Stocks and Commodities Hunt for Direction : Viking Crest

Stocks and Commodities Hunt for Direction

Published on July 5, 2017 @ 8:53am

Hope your 4th was well spent. We've got a little strength to kick off trading on the day, but it's not how we start these days, it's how we finish. With volatility continuing to plague the markets in recent weeks, the equity landscape still isn't out of the woods quite yet - despite the DOW making a new intra-day all-time high on Monday.

After starting the day to the upside on Monday, the markets gave it all back by day's end with the NASDAQ once again leading the charge lower. More importantly, it still looks like the tech heavy index wants to find its way down to at least 5,900 before we'd start getting even remotely excited about various buying opportunities out there.

What's been happening of late appears to be far more technical than fundamental, as we've got no real change on the economic front, while the upcoming earnings season is still expected to be pretty good across the board. We'll see, but at this point there still doesn't appear to be anything out there to suggest investors should start getting concerned on a long-term basis.

As a matter of strong opinion, we'll continue to view any potentially deep pullbacks as buying opportunities if we can get them. No guarantee we'll get one yet, but all it would take is one more sharp down day, and that would likely give the short-term bears the fuel they need to work these markets lower.

Not only does the 5,900 level on the NASDAQ Composite represent a key gap, it also represents a fairly key long-term retracement level - one that should end up serving as a backstop should the index inevitably find its way down around that level.

With respect to any short-term trading ideas, we're still convinced oil and gold are both headed lower, which still puts SCO, DGLD and DUST in play - all primary bearish leveraged ETF's tracking oil and gold respectively.

Although oil has found some relief over the last several days, we pointed to the strong possibility on Monday of a resumption of its longer-term downtrend any day now - and it appears oil has run into some resistance once again.

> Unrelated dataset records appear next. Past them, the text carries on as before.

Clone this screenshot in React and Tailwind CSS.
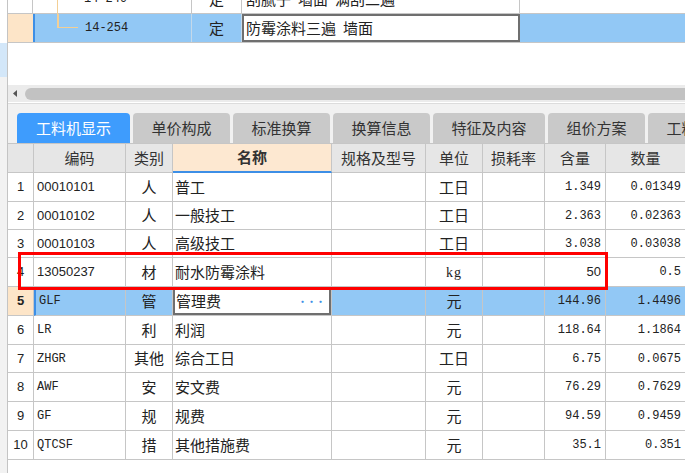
const cols = ['w-[26px]', 'w-[92px]', 'w-[47px]', 'w-[159px]', 'w-[94px]', 'w-[57px]', 'w-[62px]', 'w-[61px]', 'w-[80px]'];

const rows = [
  { n: 1, code: '00010101', type: '人', name: '普工', unit: '工日', amt: '1.349', qty: '0.01349', h: 'h-[29px]' },
  { n: 2, code: '00010102', type: '人', name: '一般技工', unit: '工日', amt: '2.363', qty: '0.02363', h: 'h-[28px]' },
  { n: 3, code: '00010103', type: '人', name: '高级技工', unit: '工日', amt: '3.038', qty: '0.03038', h: 'h-[28px]' },
  { n: 4, code: '13050237', type: '材', name: '耐水防霉涂料', unit: 'kg', amt: '50', qty: '0.5', h: 'h-[29px]' },
  { n: 5, code: 'GLF', type: '管', name: '管理费', unit: '元', amt: '144.96', qty: '1.4496', h: 'h-[29px]', sel: true },
  { n: 6, code: 'LR', type: '利', name: '利润', unit: '元', amt: '118.64', qty: '1.1864', h: 'h-[29px]' },
  { n: 7, code: 'ZHGR', type: '其他', name: '综合工日', unit: '工日', amt: '6.75', qty: '0.0675', h: 'h-[28px]' },
  { n: 8, code: 'AWF', type: '安', name: '安文费', unit: '元', amt: '76.29', qty: '0.7629', h: 'h-[29px]' },
  { n: 9, code: 'GF', type: '规', name: '规费', unit: '元', amt: '94.59', qty: '0.9459', h: 'h-[29px]' },
  { n: 10, code: 'QTCSF', type: '措', name: '其他措施费', unit: '元', amt: '35.1', qty: '0.351', h: 'h-[29px]' },
];

const tabs = [
  { label: '工料机显示', w: 'w-[113px]', active: true },
  { label: '单价构成', w: 'w-[97px]' },
  { label: '标准换算', w: 'w-[97px]' },
  { label: '换算信息', w: 'w-[97px]' },
  { label: '特征及内容', w: 'w-[112px]' },
  { label: '组价方案', w: 'w-[97px]' },
  { label: '工料机汇总', w: 'w-[112px]' },
];

const headers = ['', '编码', '类别', '名称', '规格及型号', '单位', '损耗率', '含量', '数量'];

const cell = 'shrink-0 h-full border-r border-b border-[#c6c6c6] flex items-center overflow-hidden whitespace-nowrap';

const Row = ({ r }) => {
  const bg = r.sel ? 'bg-[#92c8f5]' : 'bg-white';
  const mono = r.n >= 5;
  return (
    <div className={`flex ${r.h} text-[#222]`}>
      <div className={`${cell} ${cols[0]} justify-center font-['Liberation_Sans'] text-[13px] ${r.sel ? 'bg-[#fde5c8] font-bold' : 'bg-white'}`}>
        {r.n}
      </div>
      <div className={`${cell} ${cols[1]} ${bg} pl-[3px] ${r.sel ? 'border-l-2 border-l-[#3d8fe6] pl-[1px]' : ''} ${mono ? "font-['Liberation_Mono'] text-[12px]" : "font-['Liberation_Sans'] text-[13px]"}`}>
        {r.code}
      </div>
      <div className={`${cell} ${cols[2]} ${bg} justify-center text-[15px]`}>{r.type}</div>
      <div className={`${cell} ${cols[3]} ${bg} text-[15px]`}>
        {r.sel ? (
          <div className="w-full h-full bg-white border-2 border-[#6f6f6f] flex items-center pl-[1px]">
            <span className="flex-1">{r.name}</span>
            <span className="text-[#3d8fe6] text-[9px] font-bold pr-[4px] leading-none">•••</span>
          </div>
        ) : (
          <span className="pl-[2px]">{r.name}</span>
        )}
      </div>
      <div className={`${cell} ${cols[4]} ${bg}`}></div>
      <div className={`${cell} ${cols[5]} ${bg} justify-center ${r.unit === 'kg' ? "font-['Liberation_Serif'] text-[14px] tracking-[1px]" : 'text-[15px]'}`}>
        {r.unit}
      </div>
      <div className={`${cell} ${cols[6]} ${bg}`}></div>
      <div className={`${cell} ${cols[7]} ${bg} justify-end pr-[4px] ${r.amt === '50' ? "font-['Liberation_Sans'] text-[13px]" : "font-['Liberation_Mono'] text-[12px]"}`}>
        {r.amt}
      </div>
      <div className={`${cell} ${cols[8]} ${bg} justify-end pr-[4px] font-['Liberation_Mono'] text-[12px]`}>{r.qty}</div>
    </div>
  );
};

export default function App() {
  return (
    <div className="relative w-[685px] h-[473px] overflow-hidden flex bg-white font-['Noto_Sans_CJK_SC',sans-serif] text-[#222]">
      <div className="w-[8px] shrink-0 flex flex-col border-r border-[#c4c4c4]">
        <div className="h-[43px] bg-white"></div>
        <div className="h-[34px] bg-[#d3e7f9]"></div>
        <div className="flex-1 bg-[#f2f2f2]"></div>
      </div>

      <div className="flex-1 flex flex-col overflow-hidden">
        {/* upper grid */}
        <div className="h-[43px] overflow-hidden">
          <div className="mt-[-15px]">
            <div className="flex h-[29px] border-b border-[#c6c6c6] bg-white">
              <div className="w-[25px] shrink-0 border-r border-[#c6c6c6]"></div>
              <div className="relative w-[159px] shrink-0 border-r border-[#c6c6c6] flex items-center pl-[51px] font-['Liberation_Mono'] text-[12px]">
                <div className="absolute left-[24px] top-0 bottom-[-15px] w-px bg-[#f3cf95]"></div>
                14-249
              </div>
              <div className="w-[50px] shrink-0 border-r border-[#c6c6c6] flex items-center justify-center text-[15px]">定</div>
              <div className="w-[278px] shrink-0 border-r border-[#c6c6c6] flex items-center gap-[7px] pl-[4px] text-[15px] whitespace-nowrap">
                <span>刮腻子</span>
                <span>墙面</span>
                <span>满刮二遍</span>
              </div>
              <div className="flex-1"></div>
            </div>
            <div className="flex h-[29px] border-b border-[#c6c6c6] bg-[#92c8f5]">
              <div className="w-[25px] shrink-0 bg-[#fde5c8]"></div>
              <div className="relative w-[159px] shrink-0 border-l-2 border-[#3d8fe6] border-r border-r-[#c4d9ea] flex items-center pl-[50px] font-['Liberation_Mono'] text-[12px]">
                <div className="absolute left-[23px] top-0 h-[14px] w-[20px] border-l border-b border-[#f3cf95]"></div>
                14-254
              </div>
              <div className="w-[50px] shrink-0 border-r border-[#c4d9ea] flex items-center justify-center text-[15px]">定</div>
              <div className="w-[278px] shrink-0 bg-white border-2 border-[#6f6f6f] flex items-center gap-[7px] pl-[2px] text-[15px] whitespace-nowrap">
                <span>防霉涂料三遍</span>
                <span>墙面</span>
              </div>
              <div className="flex-1"></div>
            </div>
          </div>
        </div>

        <div className="h-[42px] bg-white"></div>

        {/* horizontal scrollbar */}
        <div className="h-[17px] bg-[#ebebeb] flex items-center">
          <svg width="17" height="17" viewBox="0 0 17 17" className="shrink-0">
            <path d="M9 5 L5 8.5 L9 12 Z" fill="#555" />
          </svg>
          <div className="flex-1 h-[12px] bg-[#c2c2c2] rounded-l-[6px]"></div>
        </div>
        <div className="h-px bg-white"></div>
        <div className="h-px bg-[#dcdcdc]"></div>

        {/* tabs */}
        <div className="h-[39px] bg-[#f1f1f1] flex items-end gap-[3px] pl-[9px]">
          {tabs.map((t) => (
            <div
              key={t.label}
              className={`${t.w} h-[30px] shrink-0 rounded-t-[4px] flex items-center justify-center text-[15px] ${
                t.active ? 'bg-[#3e9cfd] text-white' : 'bg-[#c9c9c9] text-[#333]'
              }`}
            >
              {t.label}
            </div>
          ))}
        </div>

        {/* header */}
        <div className="flex h-[30px] border-t border-[#c6c6c6] bg-[#e6e6e6] text-[15px] text-[#333]">
          {headers.map((h, i) => (
            <div
              key={i}
              className={`${cell} ${cols[i]} justify-center ${
                i === 3 ? 'bg-[#fde8d1] font-bold border-b-2 border-b-[#3d8fe6]' : ''
              }`}
            >
              {h}
            </div>
          ))}
        </div>

        {rows.map((r) => (
          <Row key={r.n} r={r} />
        ))}
      </div>

      <div className="absolute left-[18px] top-[252px] w-[590px] h-[38px] border-[3px] border-[#ff0000]"></div>
    </div>
  );
}
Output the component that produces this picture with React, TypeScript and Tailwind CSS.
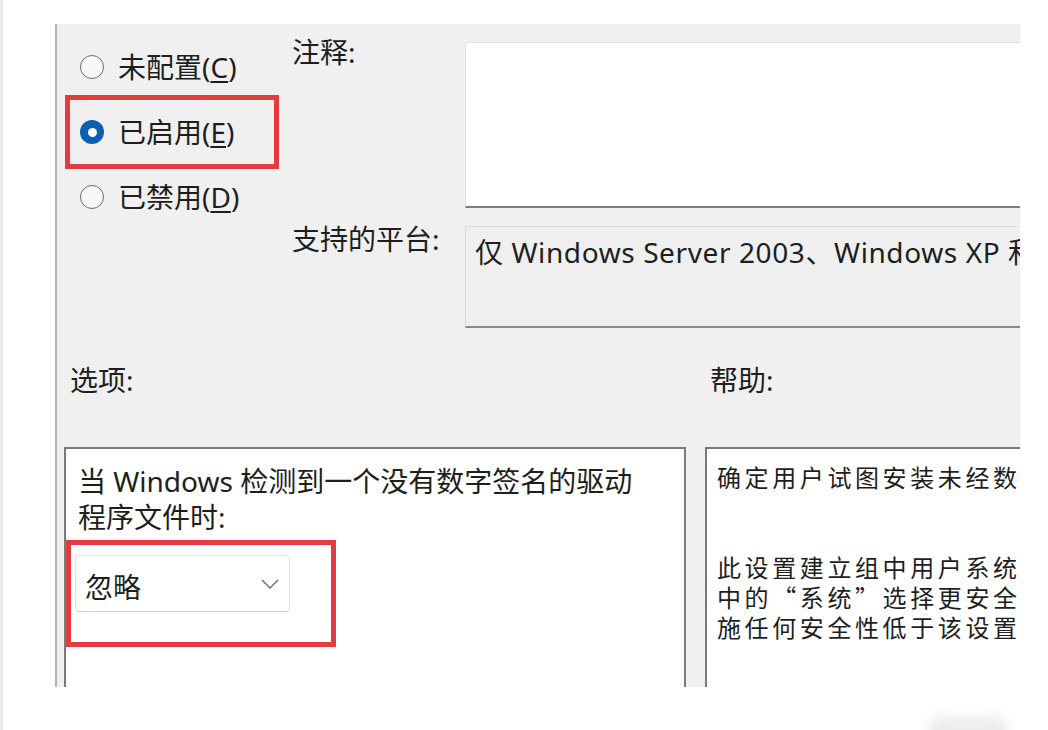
const FONT = "font-['Noto_Sans','Noto_Sans_CJK_SC',sans-serif]";

function Radio({ checked, label, mnemonic }: { checked?: boolean; label: string; mnemonic: string }) {
  return (
    <div className="flex h-[40px] items-center gap-[14px]">
      {checked ? (
        <span className="flex h-[24px] w-[24px] shrink-0 items-center justify-center rounded-full bg-[#0b5fb5]">
          <span className="h-[9px] w-[9px] rounded-full bg-white" />
        </span>
      ) : (
        <span className="h-[24px] w-[24px] shrink-0 rounded-full border-[1.5px] border-[#6a6a6a] bg-[#f7f7f7]" />
      )}
      <span className="whitespace-nowrap">
        {label}(<span className="underline underline-offset-[3px]">{mnemonic}</span>)
      </span>
    </div>
  );
}

export default function App() {
  return (
    <div
      className={`relative h-[730px] w-[1048px] overflow-hidden border-l-[3px] border-[#ececec] bg-white text-[28px] leading-[36px] text-[#1e1e1e] ${FONT}`}
    >
      <div className="ml-[52px] mt-[24px] h-[663px] w-[965px] overflow-hidden border-l-2 border-[#b4b4b4] bg-[#f0f0f0]">
        {/* state + comment + platform */}
        <div className="flex h-[304px]">
          <div className="flex w-[235px] shrink-0 flex-col gap-[25px] pl-[23px] pt-[23px]">
            <Radio label="未配置" mnemonic="C" />
            <Radio checked label="已启用" mnemonic="E" />
            <Radio label="已禁用" mnemonic="D" />
          </div>

          <div className="flex shrink-0 flex-col">
            <div className="flex">
              <div className="w-[173px] shrink-0 pt-[10px]">注释:</div>
              <div className="mt-[18px] h-[166px] w-[600px] shrink-0 border border-[#e2e2e2] border-b-2 border-b-[#7e7e7e] bg-white" />
            </div>
            <div className="mt-[13px] flex">
              <div className="w-[173px] shrink-0 whitespace-nowrap">支持的平台:</div>
              <div className="mt-[5px] h-[102px] w-[600px] shrink-0 whitespace-nowrap border border-[#dcdcdc] border-b-2 border-b-[#8a8a8a] bg-[#efefef] pl-[9px] pt-[7px] tracking-[0.6px]">
                仅 Windows Server 2003、Windows XP 和 Windows 2000
              </div>
            </div>
          </div>
        </div>

        {/* section labels */}
        <div className="mt-[34px] flex">
          <div className="w-[653px] shrink-0 pl-[13px]">选项:</div>
          <div className="shrink-0">帮助:</div>
        </div>

        {/* options + help */}
        <div className="mt-[49px] flex">
          <div className="ml-[7px] h-[300px] w-[622px] shrink-0 border-2 border-[#7a7a7a] bg-white pl-[9px] pt-[14px]">
            <div className="ml-[3px] whitespace-nowrap">当 Windows 检测到一个没有数字签名的驱动</div>
            <div className="ml-[3px]">程序文件时:</div>
            <div className="mt-[20px] flex h-[57px] w-[215px] items-center justify-between rounded-[4px] border border-[#e3e3e3] border-b-[#cdcdcd] bg-white pl-[9px] pr-[10px]">
              <span className="pt-[6px]">忽略</span>
              <svg width="18" height="10" viewBox="0 0 18 10" fill="none">
                <path d="M1 1l8 8 8-8" stroke="#6a6a6a" strokeWidth="1.4" />
              </svg>
            </div>
          </div>

          <div className="ml-[19px] h-[300px] w-[400px] shrink-0 whitespace-nowrap border-2 border-[#7a7a7a] bg-white pl-[10px] pt-[13px] font-['Noto_Sans_CJK_SC',sans-serif] text-[24px] leading-[30px] tracking-[3.6px]">
            <div>确定用户试图安装未经数字签名的设备驱动程序时系统如何响应。</div>
            <div className="mt-[60px]">此设置建立组中用户系统上的最低响应。用户可以使用控制面板</div>
            <div>中的“系统”选择更安全的设置，但当此设置启用时，系统不实</div>
            <div>施任何安全性低于该设置的设置。</div>
          </div>
        </div>
      </div>

      {/* annotation boxes */}
      <div className="absolute left-[62px] top-[95px] h-[74px] w-[214px] border-[5px] border-[#e53a3f]" />
      <div className="absolute left-[63px] top-[540px] h-[107px] w-[270px] border-[5px] border-[#e53a3f]" />

      {/* faint shadow at bottom right */}
      <div className="absolute left-[925px] top-[716px] h-[30px] w-[80px] rounded-full bg-[#ececec] blur-[6px]" />
    </div>
  );
}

The daily chart of the price of crude below includes some key expansion levels - assuming of course Monday's top isn't breached. As you can see, we've got a key expansion level down around that $37 and change level here. Not only would $37 and change represent a potentially key pivot point, a move to that level would also wash out a lot of stops around $40 a barrel.

It would be at that point we'd start getting bullish on oil, as well as suggest some quality names in the energy space in anticipation of a big reversal - one that could put several quality energy names in a position to outperform the major indices on a go-forward basis.

As for gold, it still remains to be seen if the precious metal will inevitably hold its 2015 low, and then its higher low late last year. However, from purely a technical perspective it does appears gold wants to find its way down around 1,200 per ounce - or slightly below - before it too could be in a position to resume its longer-term trend higher again.

The weekly chart of GLD here, the primary ETF tracking the price of gold, shows you the type of volatility it has experienced throughout the first half of the year, but a move to the key retracement level you see here around $113 and change would likely create the same type of washout we'd see if oil gets to the $37 and change level.

Not only would these type of future anticipated reversals likely trigger more upside across the major averages - with the potential for energy to finally lead a little - if the major indices could end up down around some key levels at the same time gold and oil achieve the above mentioned levels, it could make for a pretty bullish equity landscape across the board.

Not that gold should move higher in tandem with stocks, but once commodities do start to get a lift, it would put the reflation trade back in focus - something we do expect to take place in the back-half of this year.

We'll continue to stand pat for now with an eye toward lower levels ahead for stocks. A little patience right now could end up going a long way if we can get the NASDAQ down around that 5,900 level.